═══ Data segment ═══

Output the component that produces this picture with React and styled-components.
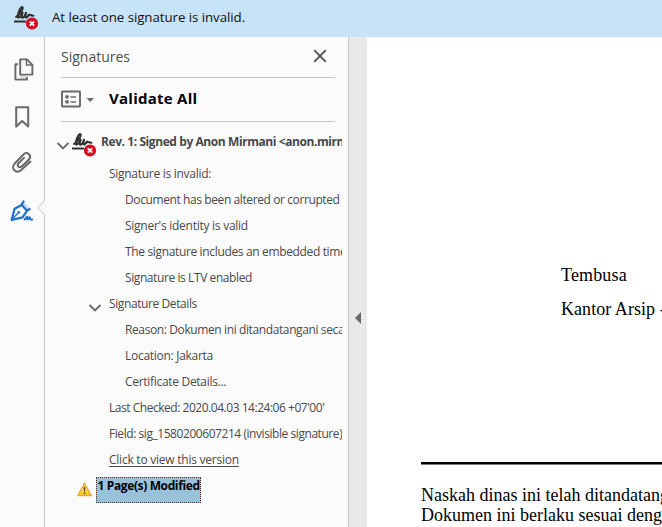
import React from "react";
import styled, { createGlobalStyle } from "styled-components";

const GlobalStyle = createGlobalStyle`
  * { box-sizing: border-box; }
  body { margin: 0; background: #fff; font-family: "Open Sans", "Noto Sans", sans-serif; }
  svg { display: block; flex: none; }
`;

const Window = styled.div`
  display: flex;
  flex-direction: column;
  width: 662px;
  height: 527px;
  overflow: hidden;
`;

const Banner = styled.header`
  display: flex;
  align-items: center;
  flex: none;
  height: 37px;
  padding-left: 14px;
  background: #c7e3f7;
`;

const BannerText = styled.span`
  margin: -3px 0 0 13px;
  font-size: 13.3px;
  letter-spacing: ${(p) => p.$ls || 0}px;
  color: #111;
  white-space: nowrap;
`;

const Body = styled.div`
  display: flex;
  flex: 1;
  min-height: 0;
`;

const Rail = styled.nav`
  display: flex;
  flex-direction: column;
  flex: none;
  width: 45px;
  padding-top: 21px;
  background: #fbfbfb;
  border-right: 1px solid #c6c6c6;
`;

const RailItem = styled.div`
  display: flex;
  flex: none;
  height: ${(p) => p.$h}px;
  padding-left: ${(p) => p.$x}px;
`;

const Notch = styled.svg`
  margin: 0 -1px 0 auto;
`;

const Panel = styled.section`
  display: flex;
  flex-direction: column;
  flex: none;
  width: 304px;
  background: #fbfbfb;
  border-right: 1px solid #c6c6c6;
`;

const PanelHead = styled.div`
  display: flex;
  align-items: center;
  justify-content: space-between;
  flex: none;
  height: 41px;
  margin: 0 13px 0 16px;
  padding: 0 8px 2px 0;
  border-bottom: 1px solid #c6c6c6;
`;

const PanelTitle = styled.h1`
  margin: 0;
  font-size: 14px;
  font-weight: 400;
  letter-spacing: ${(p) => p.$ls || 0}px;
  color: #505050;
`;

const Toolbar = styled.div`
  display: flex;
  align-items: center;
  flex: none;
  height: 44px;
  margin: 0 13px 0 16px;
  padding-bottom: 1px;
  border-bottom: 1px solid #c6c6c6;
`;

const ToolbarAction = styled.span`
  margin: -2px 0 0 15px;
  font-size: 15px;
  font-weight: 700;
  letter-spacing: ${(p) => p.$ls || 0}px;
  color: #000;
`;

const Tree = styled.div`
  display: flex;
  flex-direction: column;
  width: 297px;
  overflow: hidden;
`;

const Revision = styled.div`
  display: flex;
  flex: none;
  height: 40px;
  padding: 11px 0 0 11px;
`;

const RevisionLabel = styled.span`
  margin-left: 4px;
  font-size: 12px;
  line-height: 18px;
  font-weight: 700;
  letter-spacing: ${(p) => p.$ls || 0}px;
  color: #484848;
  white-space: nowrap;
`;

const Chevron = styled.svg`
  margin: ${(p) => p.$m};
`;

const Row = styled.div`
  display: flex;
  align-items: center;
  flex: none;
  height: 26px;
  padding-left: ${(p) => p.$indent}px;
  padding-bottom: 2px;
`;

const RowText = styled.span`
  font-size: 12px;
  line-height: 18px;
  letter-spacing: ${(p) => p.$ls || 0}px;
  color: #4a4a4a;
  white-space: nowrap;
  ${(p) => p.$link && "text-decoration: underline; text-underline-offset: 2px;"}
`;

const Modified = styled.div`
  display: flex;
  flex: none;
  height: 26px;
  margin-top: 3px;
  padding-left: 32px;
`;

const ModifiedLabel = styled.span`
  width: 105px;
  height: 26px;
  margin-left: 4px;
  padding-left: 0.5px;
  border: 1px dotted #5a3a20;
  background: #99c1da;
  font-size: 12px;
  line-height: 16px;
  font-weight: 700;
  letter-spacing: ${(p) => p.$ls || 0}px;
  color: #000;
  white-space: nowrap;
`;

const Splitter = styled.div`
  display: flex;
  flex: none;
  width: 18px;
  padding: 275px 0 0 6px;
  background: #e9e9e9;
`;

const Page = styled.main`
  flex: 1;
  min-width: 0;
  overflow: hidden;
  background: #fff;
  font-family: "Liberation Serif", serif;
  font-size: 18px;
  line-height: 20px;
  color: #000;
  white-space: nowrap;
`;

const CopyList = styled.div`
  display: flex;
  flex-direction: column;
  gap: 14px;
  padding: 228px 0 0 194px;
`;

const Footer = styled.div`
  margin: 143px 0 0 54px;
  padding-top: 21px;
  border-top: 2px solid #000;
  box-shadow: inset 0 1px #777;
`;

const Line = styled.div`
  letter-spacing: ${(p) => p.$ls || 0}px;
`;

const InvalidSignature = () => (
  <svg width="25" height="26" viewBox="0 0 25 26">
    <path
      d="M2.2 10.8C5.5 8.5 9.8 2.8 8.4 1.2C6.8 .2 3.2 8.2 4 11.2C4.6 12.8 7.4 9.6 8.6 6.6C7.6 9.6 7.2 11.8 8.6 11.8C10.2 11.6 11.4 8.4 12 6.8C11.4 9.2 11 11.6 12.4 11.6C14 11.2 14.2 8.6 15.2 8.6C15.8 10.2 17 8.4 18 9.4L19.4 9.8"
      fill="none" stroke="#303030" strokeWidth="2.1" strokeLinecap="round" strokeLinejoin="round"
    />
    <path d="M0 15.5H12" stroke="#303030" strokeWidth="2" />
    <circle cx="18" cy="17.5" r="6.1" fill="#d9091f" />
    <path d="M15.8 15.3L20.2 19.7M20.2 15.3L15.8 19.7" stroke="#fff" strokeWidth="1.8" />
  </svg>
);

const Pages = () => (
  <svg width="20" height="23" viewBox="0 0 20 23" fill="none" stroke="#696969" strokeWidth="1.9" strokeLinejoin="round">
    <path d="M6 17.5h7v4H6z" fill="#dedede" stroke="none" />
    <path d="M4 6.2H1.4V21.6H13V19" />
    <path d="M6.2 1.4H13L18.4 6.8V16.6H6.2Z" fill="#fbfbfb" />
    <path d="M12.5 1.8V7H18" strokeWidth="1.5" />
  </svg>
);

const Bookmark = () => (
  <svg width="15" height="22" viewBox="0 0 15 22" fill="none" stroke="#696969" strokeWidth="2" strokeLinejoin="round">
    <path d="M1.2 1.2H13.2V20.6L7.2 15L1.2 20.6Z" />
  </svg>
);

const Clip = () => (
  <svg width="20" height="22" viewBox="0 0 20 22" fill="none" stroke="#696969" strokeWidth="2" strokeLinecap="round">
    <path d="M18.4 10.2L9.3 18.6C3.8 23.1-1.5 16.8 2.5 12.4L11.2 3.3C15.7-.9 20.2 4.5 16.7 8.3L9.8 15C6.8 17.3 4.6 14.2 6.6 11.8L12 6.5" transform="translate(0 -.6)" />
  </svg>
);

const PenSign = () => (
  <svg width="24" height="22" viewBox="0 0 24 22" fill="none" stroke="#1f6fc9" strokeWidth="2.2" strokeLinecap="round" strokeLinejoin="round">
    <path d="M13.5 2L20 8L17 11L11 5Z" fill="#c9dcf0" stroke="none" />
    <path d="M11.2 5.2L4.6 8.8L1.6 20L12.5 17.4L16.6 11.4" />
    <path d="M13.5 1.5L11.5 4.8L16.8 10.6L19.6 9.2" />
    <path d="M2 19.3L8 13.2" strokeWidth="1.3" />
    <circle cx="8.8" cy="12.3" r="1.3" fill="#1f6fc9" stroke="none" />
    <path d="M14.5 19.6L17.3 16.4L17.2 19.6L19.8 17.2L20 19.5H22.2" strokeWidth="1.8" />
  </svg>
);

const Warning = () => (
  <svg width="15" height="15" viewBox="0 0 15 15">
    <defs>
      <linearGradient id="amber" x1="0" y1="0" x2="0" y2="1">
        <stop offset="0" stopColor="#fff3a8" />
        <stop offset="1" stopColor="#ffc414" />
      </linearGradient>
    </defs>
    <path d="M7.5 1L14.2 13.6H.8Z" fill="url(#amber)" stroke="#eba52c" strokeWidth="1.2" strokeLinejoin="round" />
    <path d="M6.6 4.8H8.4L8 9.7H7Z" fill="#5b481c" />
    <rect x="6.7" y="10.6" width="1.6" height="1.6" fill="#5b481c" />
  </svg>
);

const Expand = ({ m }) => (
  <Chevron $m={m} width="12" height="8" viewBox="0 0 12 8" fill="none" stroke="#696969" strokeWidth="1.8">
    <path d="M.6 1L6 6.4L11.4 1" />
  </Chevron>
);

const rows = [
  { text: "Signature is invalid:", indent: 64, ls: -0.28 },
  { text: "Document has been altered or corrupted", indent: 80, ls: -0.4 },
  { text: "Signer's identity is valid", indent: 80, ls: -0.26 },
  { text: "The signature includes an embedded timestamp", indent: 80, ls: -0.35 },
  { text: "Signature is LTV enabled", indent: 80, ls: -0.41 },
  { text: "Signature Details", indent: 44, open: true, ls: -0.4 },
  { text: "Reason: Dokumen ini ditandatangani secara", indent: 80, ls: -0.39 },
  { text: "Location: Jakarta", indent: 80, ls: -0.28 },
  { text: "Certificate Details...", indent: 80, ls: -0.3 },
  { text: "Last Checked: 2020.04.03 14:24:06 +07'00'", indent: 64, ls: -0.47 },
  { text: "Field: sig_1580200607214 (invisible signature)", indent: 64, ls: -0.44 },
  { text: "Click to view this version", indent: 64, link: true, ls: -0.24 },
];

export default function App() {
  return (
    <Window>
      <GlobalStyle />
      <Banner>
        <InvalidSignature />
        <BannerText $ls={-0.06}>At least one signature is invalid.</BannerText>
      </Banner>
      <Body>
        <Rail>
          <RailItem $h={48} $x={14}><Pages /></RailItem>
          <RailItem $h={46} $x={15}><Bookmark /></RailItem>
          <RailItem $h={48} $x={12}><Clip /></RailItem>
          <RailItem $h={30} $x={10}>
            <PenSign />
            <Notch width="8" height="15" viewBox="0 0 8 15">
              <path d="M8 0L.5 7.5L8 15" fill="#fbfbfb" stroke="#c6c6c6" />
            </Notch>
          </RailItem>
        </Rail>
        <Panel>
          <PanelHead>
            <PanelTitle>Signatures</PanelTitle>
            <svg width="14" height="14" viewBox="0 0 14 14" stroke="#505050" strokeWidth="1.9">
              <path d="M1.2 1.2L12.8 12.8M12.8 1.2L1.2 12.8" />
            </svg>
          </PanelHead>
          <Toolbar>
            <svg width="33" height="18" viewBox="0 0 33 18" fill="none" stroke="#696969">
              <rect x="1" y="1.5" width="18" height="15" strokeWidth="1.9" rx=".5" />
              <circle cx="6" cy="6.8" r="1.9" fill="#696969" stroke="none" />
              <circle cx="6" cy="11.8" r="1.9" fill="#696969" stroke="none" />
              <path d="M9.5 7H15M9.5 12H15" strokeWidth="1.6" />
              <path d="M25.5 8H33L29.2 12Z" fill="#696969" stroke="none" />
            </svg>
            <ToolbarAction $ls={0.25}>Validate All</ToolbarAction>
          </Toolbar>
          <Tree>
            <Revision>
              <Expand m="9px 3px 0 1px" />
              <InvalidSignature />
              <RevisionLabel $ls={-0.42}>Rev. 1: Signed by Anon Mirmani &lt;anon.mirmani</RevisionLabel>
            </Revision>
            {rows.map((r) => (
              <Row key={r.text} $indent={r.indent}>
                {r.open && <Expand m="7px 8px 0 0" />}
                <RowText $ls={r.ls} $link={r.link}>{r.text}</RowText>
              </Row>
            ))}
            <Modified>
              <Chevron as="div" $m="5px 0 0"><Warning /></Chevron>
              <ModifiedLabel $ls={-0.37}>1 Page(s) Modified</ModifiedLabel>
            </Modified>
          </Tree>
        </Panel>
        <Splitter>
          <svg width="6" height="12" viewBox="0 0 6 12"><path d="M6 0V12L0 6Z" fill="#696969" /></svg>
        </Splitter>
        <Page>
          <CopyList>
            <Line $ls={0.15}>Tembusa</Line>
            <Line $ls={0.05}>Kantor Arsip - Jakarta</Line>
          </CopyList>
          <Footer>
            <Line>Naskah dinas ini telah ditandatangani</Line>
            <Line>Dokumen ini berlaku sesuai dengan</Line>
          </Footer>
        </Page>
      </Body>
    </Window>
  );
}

═══

▶ **Exercise directions**: Read the lines above. Gather those in which the string "React" is found.

▶ **Solved problem**:
Output the component that produces this picture with React and styled-components.
import React from "react";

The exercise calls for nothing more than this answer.